JOB: Restate the full listing word for word and leave the pictures out.

MATERIAL:
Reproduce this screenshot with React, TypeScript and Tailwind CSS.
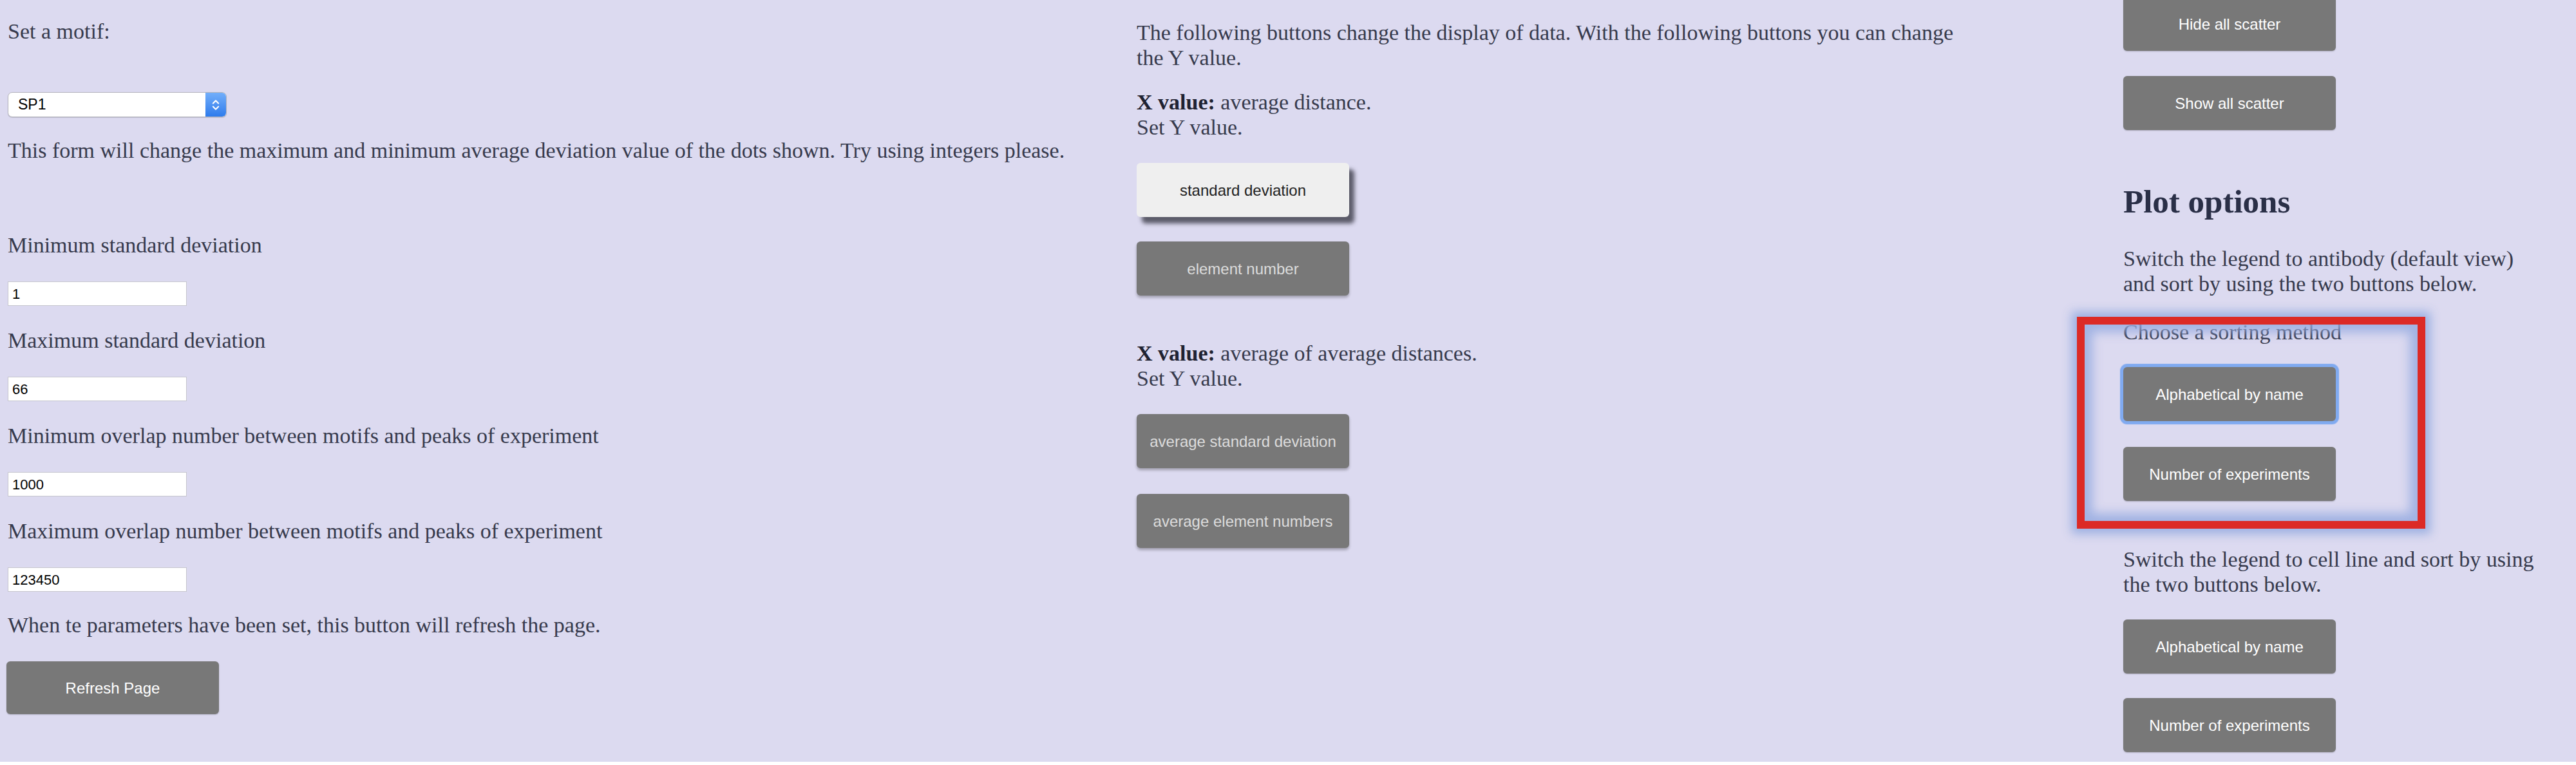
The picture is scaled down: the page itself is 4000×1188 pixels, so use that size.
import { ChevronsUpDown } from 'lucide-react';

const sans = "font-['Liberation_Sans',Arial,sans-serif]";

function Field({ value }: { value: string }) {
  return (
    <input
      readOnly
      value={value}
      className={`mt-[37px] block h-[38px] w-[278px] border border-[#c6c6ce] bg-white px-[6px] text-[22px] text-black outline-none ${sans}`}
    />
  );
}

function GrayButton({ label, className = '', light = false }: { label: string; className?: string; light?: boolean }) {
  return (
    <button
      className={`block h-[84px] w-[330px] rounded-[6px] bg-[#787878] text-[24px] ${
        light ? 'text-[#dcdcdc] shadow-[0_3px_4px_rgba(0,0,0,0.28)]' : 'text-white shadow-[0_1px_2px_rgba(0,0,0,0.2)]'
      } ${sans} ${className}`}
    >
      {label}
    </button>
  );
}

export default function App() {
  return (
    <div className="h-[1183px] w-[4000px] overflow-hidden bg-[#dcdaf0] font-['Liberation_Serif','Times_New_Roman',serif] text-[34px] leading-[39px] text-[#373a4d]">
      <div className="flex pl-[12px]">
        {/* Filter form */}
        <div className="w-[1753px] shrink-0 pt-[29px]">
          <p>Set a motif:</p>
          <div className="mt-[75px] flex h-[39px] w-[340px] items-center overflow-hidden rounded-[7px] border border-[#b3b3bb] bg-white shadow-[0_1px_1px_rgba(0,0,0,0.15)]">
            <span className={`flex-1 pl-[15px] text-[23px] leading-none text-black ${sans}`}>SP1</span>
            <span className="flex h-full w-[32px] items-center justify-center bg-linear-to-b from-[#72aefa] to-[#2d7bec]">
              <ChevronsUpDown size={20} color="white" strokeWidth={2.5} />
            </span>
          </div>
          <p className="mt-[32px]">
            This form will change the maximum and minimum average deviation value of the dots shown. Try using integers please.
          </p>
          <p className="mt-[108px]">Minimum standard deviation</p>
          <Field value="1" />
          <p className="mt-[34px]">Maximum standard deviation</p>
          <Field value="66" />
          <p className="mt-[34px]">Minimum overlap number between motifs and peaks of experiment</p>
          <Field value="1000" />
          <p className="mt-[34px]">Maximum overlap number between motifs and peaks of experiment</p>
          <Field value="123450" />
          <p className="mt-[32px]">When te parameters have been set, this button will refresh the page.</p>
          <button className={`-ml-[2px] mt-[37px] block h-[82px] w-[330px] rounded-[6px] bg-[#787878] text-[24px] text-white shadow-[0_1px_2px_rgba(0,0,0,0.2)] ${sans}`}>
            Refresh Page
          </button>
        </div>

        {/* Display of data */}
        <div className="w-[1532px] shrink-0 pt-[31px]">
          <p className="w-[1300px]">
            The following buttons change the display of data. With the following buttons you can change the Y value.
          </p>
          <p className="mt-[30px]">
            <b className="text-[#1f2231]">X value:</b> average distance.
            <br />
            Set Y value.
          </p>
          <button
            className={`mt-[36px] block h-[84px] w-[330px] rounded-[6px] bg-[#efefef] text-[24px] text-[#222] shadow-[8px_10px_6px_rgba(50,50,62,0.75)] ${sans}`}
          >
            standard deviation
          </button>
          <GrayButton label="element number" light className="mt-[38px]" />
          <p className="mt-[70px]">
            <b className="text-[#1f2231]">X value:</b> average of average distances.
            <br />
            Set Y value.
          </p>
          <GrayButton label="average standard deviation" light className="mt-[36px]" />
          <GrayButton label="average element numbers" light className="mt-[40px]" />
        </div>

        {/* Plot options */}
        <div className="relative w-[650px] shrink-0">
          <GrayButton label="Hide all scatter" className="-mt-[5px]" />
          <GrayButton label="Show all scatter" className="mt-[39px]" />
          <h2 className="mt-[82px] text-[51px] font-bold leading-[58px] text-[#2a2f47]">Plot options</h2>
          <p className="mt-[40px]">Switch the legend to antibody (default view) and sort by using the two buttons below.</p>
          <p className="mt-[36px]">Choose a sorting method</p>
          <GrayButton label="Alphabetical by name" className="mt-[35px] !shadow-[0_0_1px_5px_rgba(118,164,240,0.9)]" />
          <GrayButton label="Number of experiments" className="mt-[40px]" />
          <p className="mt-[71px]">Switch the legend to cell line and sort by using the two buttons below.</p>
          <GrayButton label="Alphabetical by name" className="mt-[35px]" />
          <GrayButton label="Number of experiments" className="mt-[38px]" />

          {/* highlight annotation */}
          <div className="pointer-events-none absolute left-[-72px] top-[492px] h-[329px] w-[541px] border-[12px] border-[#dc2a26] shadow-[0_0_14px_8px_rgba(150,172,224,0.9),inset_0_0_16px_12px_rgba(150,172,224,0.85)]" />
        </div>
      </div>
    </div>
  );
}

THE RESPONSE:
Reproduce this screenshot with React, TypeScript and Tailwind CSS.
The picture is scaled down: the page itself is 4000×1188 pixels, so use that size.
import { ChevronsUpDown } from 'lucide-react';

const sans = "font-['Liberation_Sans',Arial,sans-serif]";

function Field({ value }: { value: string }) {
  return (
    <input
      readOnly
      value={value}
      className={`mt-[37px] block h-[38px] w-[278px] border border-[#c6c6ce] bg-white px-[6px] text-[22px] text-black outline-none ${sans}`}
    />
  );
}

function GrayButton({ label, className = '', light = false }: { label: string; className?: string; light?: boolean }) {
  return (
    <button
      className={`block h-[84px] w-[330px] rounded-[6px] bg-[#787878] text-[24px] ${
        light ? 'text-[#dcdcdc] shadow-[0_3px_4px_rgba(0,0,0,0.28)]' : 'text-white shadow-[0_1px_2px_rgba(0,0,0,0.2)]'
      } ${sans} ${className}`}
    >
      {label}
    </button>
  );
}

export default function App() {
  return (
    <div className="h-[1183px] w-[4000px] overflow-hidden bg-[#dcdaf0] font-['Liberation_Serif','Times_New_Roman',serif] text-[34px] leading-[39px] text-[#373a4d]">
      <div className="flex pl-[12px]">
        {/* Filter form */}
        <div className="w-[1753px] shrink-0 pt-[29px]">
          <p>Set a motif:</p>
          <div className="mt-[75px] flex h-[39px] w-[340px] items-center overflow-hidden rounded-[7px] border border-[#b3b3bb] bg-white shadow-[0_1px_1px_rgba(0,0,0,0.15)]">
            <span className={`flex-1 pl-[15px] text-[23px] leading-none text-black ${sans}`}>SP1</span>
            <span className="flex h-full w-[32px] items-center justify-center bg-linear-to-b from-[#72aefa] to-[#2d7bec]">
              <ChevronsUpDown size={20} color="white" strokeWidth={2.5} />
            </span>
          </div>
          <p className="mt-[32px]">
            This form will change the maximum and minimum average deviation value of the dots shown. Try using integers please.
          </p>
          <p className="mt-[108px]">Minimum standard deviation</p>
          <Field value="1" />
          <p className="mt-[34px]">Maximum standard deviation</p>
          <Field value="66" />
          <p className="mt-[34px]">Minimum overlap number between motifs and peaks of experiment</p>
          <Field value="1000" />
          <p className="mt-[34px]">Maximum overlap number between motifs and peaks of experiment</p>
          <Field value="123450" />
          <p className="mt-[32px]">When te parameters have been set, this button will refresh the page.</p>
          <button className={`-ml-[2px] mt-[37px] block h-[82px] w-[330px] rounded-[6px] bg-[#787878] text-[24px] text-white shadow-[0_1px_2px_rgba(0,0,0,0.2)] ${sans}`}>
            Refresh Page
          </button>
        </div>

        {/* Display of data */}
        <div className="w-[1532px] shrink-0 pt-[31px]">
          <p className="w-[1300px]">
            The following buttons change the display of data. With the following buttons you can change the Y value.
          </p>
          <p className="mt-[30px]">
            <b className="text-[#1f2231]">X value:</b> average distance.
            <br />
            Set Y value.
          </p>
          <button
            className={`mt-[36px] block h-[84px] w-[330px] rounded-[6px] bg-[#efefef] text-[24px] text-[#222] shadow-[8px_10px_6px_rgba(50,50,62,0.75)] ${sans}`}
          >
            standard deviation
          </button>
          <GrayButton label="element number" light className="mt-[38px]" />
          <p className="mt-[70px]">
            <b className="text-[#1f2231]">X value:</b> average of average distances.
            <br />
            Set Y value.
          </p>
          <GrayButton label="average standard deviation" light className="mt-[36px]" />
          <GrayButton label="average element numbers" light className="mt-[40px]" />
        </div>

        {/* Plot options */}
        <div className="relative w-[650px] shrink-0">
          <GrayButton label="Hide all scatter" className="-mt-[5px]" />
          <GrayButton label="Show all scatter" className="mt-[39px]" />
          <h2 className="mt-[82px] text-[51px] font-bold leading-[58px] text-[#2a2f47]">Plot options</h2>
          <p className="mt-[40px]">Switch the legend to antibody (default view) and sort by using the two buttons below.</p>
          <p className="mt-[36px]">Choose a sorting method</p>
          <GrayButton label="Alphabetical by name" className="mt-[35px] !shadow-[0_0_1px_5px_rgba(118,164,240,0.9)]" />
          <GrayButton label="Number of experiments" className="mt-[40px]" />
          <p className="mt-[71px]">Switch the legend to cell line and sort by using the two buttons below.</p>
          <GrayButton label="Alphabetical by name" className="mt-[35px]" />
          <GrayButton label="Number of experiments" className="mt-[38px]" />

          {/* highlight annotation */}
          <div className="pointer-events-none absolute left-[-72px] top-[492px] h-[329px] w-[541px] border-[12px] border-[#dc2a26] shadow-[0_0_14px_8px_rgba(150,172,224,0.9),inset_0_0_16px_12px_rgba(150,172,224,0.85)]" />
        </div>
      </div>
    </div>
  );
}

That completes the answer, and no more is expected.